Note: At Courtemanche & Associates, our office staff will occasionally accompany consultants on a mock survey to learn more about the process and to see firsthand the experiences our clients have. Kerrie Bellisario, Chief Strategist, accompanied Senior Consultants Sharon Dills, Marty Piepoli and Nancy McLean on their second day of a mock survey to a hospital with several off campus sites. The following is Kerrie’s perspective of what a day in the life of these mock surveyors looked like.
Armed with coffees in hand, laptops and legal pads, C&A’s three-member consulting team entered the board room for an executive debriefing to kick off day 2 of the mock survey. Each member of the team shared highlights of their findings from the first day of the visit, pointing out strengths and areas of vulnerability they had identified. The executives in the room took notes and asked questions. After the debriefing, each member of the consulting team split up to visit off-site campuses, conduct clinical tracing, and conduct a life safety building tour respectively.

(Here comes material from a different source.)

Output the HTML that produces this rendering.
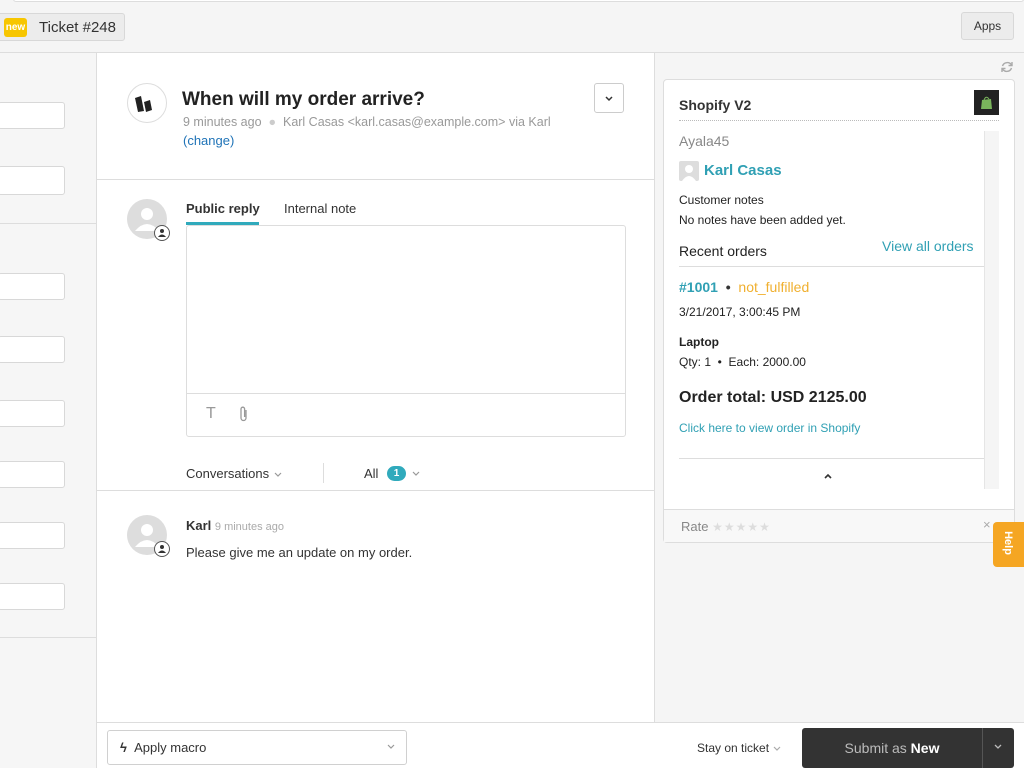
<!DOCTYPE html>
<html><head><meta charset="utf-8"><style>
*{box-sizing:border-box;margin:0;padding:0}
body{width:1024px;height:768px;overflow:hidden;font-family:"Liberation Sans",sans-serif;color:#333;background:#f5f5f5;position:relative;font-size:13px}
.abs{position:absolute}
.inp{position:absolute;left:-2px;width:67px;height:27px;background:#fff;border:1px solid #d8d8d8;border-radius:3px}
.av{position:absolute;width:40px;height:40px;border-radius:50%;background:#ddd;overflow:hidden}
.badge{position:absolute;width:16px;height:16px;border-radius:50%;background:#fff;border:1px solid #555}
.chev{display:inline-block;vertical-align:middle}
</style></head><body>
<div class="abs" style="left:0;top:0;width:1024px;height:53px;background:#f5f5f5;border-bottom:1px solid #ddd"></div>
<div class="abs" style="left:13px;top:-4px;width:1011px;height:6px;background:#fff;border:1px solid #ddd;border-radius:3px"></div>
<div class="abs" style="left:-3px;top:13px;width:128px;height:28px;background:#ececec;border:1px solid #d8d8d8;border-radius:3px"></div>
<div class="abs" style="left:4px;top:18px;width:23px;height:19px;background:#f7c600;border-radius:3px;color:#fff;font-size:10px;font-weight:bold;text-align:center;line-height:19px">new</div>
<div class="abs" style="left:39px;top:18px;font-size:15px;color:#333;line-height:19px">Ticket #248</div>
<div class="abs" style="left:961px;top:12px;width:53px;height:28px;background:#ececec;border:1px solid #d8d8d8;border-radius:3px;font-size:12px;text-align:center;line-height:26px">Apps</div>
<div class="abs" style="left:0;top:53px;width:97px;height:715px;background:#f6f6f6;border-right:1px solid #ddd"></div>
<div class="inp" style="top:102px"></div><div class="inp" style="top:166px;height:29px"></div>
<div class="abs" style="left:0;top:223px;width:96px;height:1px;background:#ddd"></div>
<div class="inp" style="top:273px"></div><div class="inp" style="top:336px"></div><div class="inp" style="top:400px"></div><div class="inp" style="top:461px"></div><div class="inp" style="top:522px"></div><div class="inp" style="top:583px"></div>
<div class="abs" style="left:0;top:637px;width:96px;height:1px;background:#ddd"></div>
<div class="abs" style="left:97px;top:53px;width:558px;height:669px;background:#fff;border-right:1px solid #ddd"></div>
<div class="abs" style="left:127px;top:83px;width:40px;height:40px;border-radius:50%;border:1px solid #ddd;background:#fff">
<svg width="38" height="38" viewBox="0 0 38 38"><path d="M7 14 L13 12 L16 27 L10 28Z" fill="#222"/><path d="M16 18 L22 16 L24 26 L18 28Z" fill="#222"/></svg></div>
<div class="abs" style="left:182px;top:89px;font-size:19px;font-weight:bold;color:#222">When will my order arrive?</div>
<div class="abs" style="left:183px;top:115px;font-size:12.5px;color:#999">9 minutes ago &nbsp;<span style="color:#ccc">●</span>&nbsp; Karl Casas &lt;karl.casas@example.com&gt; via Karl</div>
<div class="abs" style="left:183px;top:133px;font-size:13px;color:#1f73b7">(change)</div>
<div class="abs" style="left:594px;top:83px;width:30px;height:30px;border:1px solid #ccc;border-radius:3px"><svg width="28" height="28"><path d="M11 13 L14 16 L17 13" stroke="#333" stroke-width="1.5" fill="none"/></svg></div>
<div class="abs" style="left:97px;top:179px;width:557px;height:1px;background:#ddd"></div>
<div class="av" style="left:127px;top:199px"><svg width="40" height="40"><circle cx="20" cy="15" r="6" fill="#fff"/><path d="M8 32 Q20 18 32 32Z" fill="#fff"/></svg></div>
<div class="badge" style="left:154px;top:225px"><svg width="14" height="14"><circle cx="7" cy="5" r="2" fill="#333"/><path d="M3 11 Q7 6 11 11Z" fill="#333"/></svg></div>
<div class="abs" style="left:186px;top:201px;font-size:13px;font-weight:bold;color:#333">Public reply</div>
<div class="abs" style="left:186px;top:222px;width:73px;height:3px;background:#30aabc"></div>
<div class="abs" style="left:284px;top:201px;font-size:13px;color:#333">Internal note</div>
<div class="abs" style="left:186px;top:225px;width:440px;height:212px;border:1px solid #ddd;border-radius:3px"></div>
<div class="abs" style="left:187px;top:393px;width:438px;height:1px;background:#ddd"></div>
<div class="abs" style="left:206px;top:405px;font-size:16px;color:#999">T</div>
<svg class="abs" style="left:237px;top:405px" width="14" height="18"><path d="M9 5 V13 A2.5 2.5 0 0 1 4 13 V4 A1.8 1.8 0 0 1 7.6 4 V12" stroke="#999" stroke-width="1.3" fill="none"/></svg>
<div class="abs" style="left:186px;top:466px;font-size:13px;color:#333">Conversations <svg class="chev" width="10" height="8"><path d="M2 2 L5 5 L8 2" stroke="#999" stroke-width="1.2" fill="none"/></svg></div>
<div class="abs" style="left:323px;top:463px;width:1px;height:20px;background:#ddd"></div>
<div class="abs" style="left:364px;top:466px;font-size:13px;color:#333">All</div>
<div class="abs" style="left:387px;top:466px;width:19px;height:15px;border-radius:8px;background:#30aabc;color:#fff;font-size:10px;font-weight:bold;text-align:center;line-height:15px">1</div>
<svg class="abs" style="left:411px;top:470px" width="10" height="8"><path d="M2 2 L5 5 L8 2" stroke="#999" stroke-width="1.2" fill="none"/></svg>
<div class="abs" style="left:97px;top:490px;width:557px;height:1px;background:#ddd"></div>
<div class="av" style="left:127px;top:515px"><svg width="40" height="40"><circle cx="20" cy="15" r="6" fill="#fff"/><path d="M8 32 Q20 18 32 32Z" fill="#fff"/></svg></div>
<div class="badge" style="left:154px;top:541px"><svg width="14" height="14"><circle cx="7" cy="5" r="2" fill="#333"/><path d="M3 11 Q7 6 11 11Z" fill="#333"/></svg></div>
<div class="abs" style="left:186px;top:518px;font-size:13px;font-weight:bold;color:#333">Karl <span style="font-weight:normal;color:#aaa;font-size:11px">9 minutes ago</span></div>
<div class="abs" style="left:186px;top:545px;font-size:13px;color:#333">Please give me an update on my order.</div>
<div class="abs" style="left:97px;top:722px;width:927px;height:46px;background:#fff;border-top:1px solid #ddd"></div>
<div class="abs" style="left:107px;top:730px;width:300px;height:35px;border:1px solid #d0d0d0;border-radius:3px;background:#fff"></div>
<div class="abs" style="left:120px;top:740px;font-size:13px;color:#333"><b>ϟ</b>&nbsp; Apply macro</div>
<svg class="abs" style="left:386px;top:743px" width="10" height="8"><path d="M2 2 L5 5 L8 2" stroke="#999" stroke-width="1.2" fill="none"/></svg>
<div class="abs" style="left:697px;top:741px;font-size:12px;color:#333">Stay on ticket <svg class="chev" width="10" height="8"><path d="M2 2 L5 5 L8 2" stroke="#aaa" stroke-width="1.2" fill="none"/></svg></div>
<div class="abs" style="left:802px;top:728px;width:212px;height:40px;background:#333;border-radius:3px"></div>
<div class="abs" style="left:982px;top:728px;width:1px;height:40px;background:#555"></div>
<div class="abs" style="left:802px;top:740px;width:180px;text-align:center;font-size:14px;color:#bbb">Submit as <b style="color:#fff">New</b></div>
<svg class="abs" style="left:993px;top:743px" width="10" height="8"><path d="M2 2 L5 5 L8 2" stroke="#bbb" stroke-width="1.3" fill="none"/></svg>
<svg class="abs" style="left:1000px;top:60px" width="14" height="14"><path d="M2.5 6 A5 5 0 0 1 11.5 5 M11.5 8 A5 5 0 0 1 2.5 9" stroke="#aaa" stroke-width="1.4" fill="none"/><path d="M12 2 V5.5 H8.5" stroke="#aaa" stroke-width="1.4" fill="none"/><path d="M2 12 V8.5 H5.5" stroke="#aaa" stroke-width="1.4" fill="none"/></svg>
<div class="abs" style="left:663px;top:79px;width:352px;height:464px;background:#fff;border:1px solid #ddd;border-radius:4px"></div>
<div class="abs" style="left:679px;top:97px;font-size:14px;font-weight:bold;color:#333">Shopify V2</div>
<div class="abs" style="left:974px;top:90px;width:25px;height:25px;background:#222"><svg width="25" height="25"><path d="M8 10 L17 9 L18 19 L7 19Z" fill="#7ab55c"/><path d="M10 10 Q12 5 15 9" stroke="#7ab55c" fill="none"/></svg></div>
<div class="abs" style="left:679px;top:120px;width:320px;border-top:1px dotted #bbb"></div>
<div class="abs" style="left:984px;top:131px;width:15px;height:358px;background:#f5f5f5;border-left:1px solid #e5e5e5"></div>
<div class="abs" style="left:679px;top:133px;font-size:14px;color:#888">Ayala45</div>
<div class="abs" style="left:679px;top:161px;width:20px;height:20px;background:#ddd;border-radius:2px"><svg width="20" height="20"><circle cx="10" cy="8" r="4" fill="#fff"/><path d="M3 20 Q10 10 17 20Z" fill="#fff"/></svg></div>
<div class="abs" style="left:704px;top:162px;font-size:15px;font-weight:bold;color:#30a0b4">Karl Casas</div>
<div class="abs" style="left:679px;top:193px;font-size:12px;color:#222">Customer notes</div>
<div class="abs" style="left:679px;top:213px;font-size:12px;color:#222">No notes have been added yet.</div>
<div class="abs" style="left:679px;top:243px;font-size:14px;color:#222">Recent orders</div>
<div class="abs" style="left:882px;top:238px;font-size:14px;color:#30a0b4">View all orders</div>
<div class="abs" style="left:679px;top:266px;width:305px;height:1px;background:#ddd"></div>
<div class="abs" style="left:679px;top:279px;font-size:14px;font-weight:bold;color:#30a0b4">#1001 <span style="color:#333">&nbsp;•&nbsp;</span> <span style="font-weight:normal;color:#f0b030">not_fulfilled</span></div>
<div class="abs" style="left:679px;top:305px;font-size:12px;color:#222">3/21/2017, 3:00:45 PM</div>
<div class="abs" style="left:679px;top:335px;font-size:12px;font-weight:bold;color:#222">Laptop</div>
<div class="abs" style="left:679px;top:355px;font-size:12px;color:#222">Qty: 1 &nbsp;•&nbsp; Each: 2000.00</div>
<div class="abs" style="left:679px;top:389px;font-size:16px;font-weight:bold;color:#222">Order total: USD 2125.00</div>
<div class="abs" style="left:679px;top:421px;font-size:12px;color:#30a0b4">Click here to view order in Shopify</div>
<div class="abs" style="left:679px;top:458px;width:305px;height:1px;background:#ddd"></div>
<svg class="abs" style="left:823px;top:472px" width="10" height="8"><path d="M2 6 L5 3 L8 6" stroke="#333" stroke-width="1.6" fill="none"/></svg>
<div class="abs" style="left:664px;top:509px;width:350px;height:1px;background:#ddd"></div>
<div class="abs" style="left:664px;top:510px;width:350px;height:32px;background:#f8f8f8"></div>
<div class="abs" style="left:681px;top:519px;font-size:13px;color:#888">Rate <span style="color:#ddd;font-size:12px;letter-spacing:1px">★★★★★</span></div>
<div class="abs" style="left:983px;top:517px;font-size:13px;color:#aaa">×</div>
<div class="abs" style="left:993px;top:522px;width:31px;height:45px;background:#f5a623;border-radius:4px 0 0 4px"></div>
<div class="abs" style="left:996px;top:537px;font-size:11px;color:#fff;transform:rotate(90deg);font-weight:bold">Help</div>
</body></html>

On the clinical side, first there was a visit to the Cath Lab where a patient was undergoing a procedure. Our consultant viewed the procedure being conducted through an observation window and shared with a hospital team participating in the mock survey in-the-moment observations of what was working well and what was out of compliance. Whether conducting a time out or properly labeling medication vials, the processes surrounding the procedure were analyzed. The consultant’s approach was not only to identify trouble spots, but to educate about what needs to be done to rectify the issue, emphasizing why it needs to be done. Next up was a trip to the Critical Care Unit where the patient from the Cath Lab had come from. A review of the chart and a discussion with nursing staff and a nutritionist was conducted.
Next on the agenda was a medication management session. In the session a group of hospital staff asked questions about how to prepare for The Joint Commission’s medication management session and heard from the consultant about medication related issues identified throughout the course of the mock survey. The session was very educational with an emphasis on how to strengthen systems and processes supporting medication management.
After a brief lunch, a trip to an off-campus physical therapy center was conducted. The big take away at this center is that all patients, whether Medicare or other-insured, need equal treatment in terms of patient treatment procedures. A visit to an off-site sleep lab was next on the docket. With sleep equipment likely to be a focus by the accreditation and regulatory surveyors, the consultant emphasized the need to follow manufacturer guidelines on infection control practices. From the sleep lab was a visit to an Infusion Center where chemotherapy among other intravenous treatments were administered in a calm and warm environment. A review of patient charts was conducted along with a tour of the facility.
As the day was drawing to a near, one of the consultants came back from the building tour with blueprints in hand. He studied the blueprints explaining what he was seeing in the way of fire suppression systems and barrier structures.
All of this activity was only a birds’ eye view of what occurs during one day of a mock survey. This C&A consultant team still had two more days to survey the hospital, provide briefings and prepare reports for the hospital staff who will take the findings and develop action plans to strengthen areas in need of improvement.
The hard working hospital staff was eager to learn from the mock survey team and were especially appreciative of the way the mock survey team provided actions to meet their compliance goals.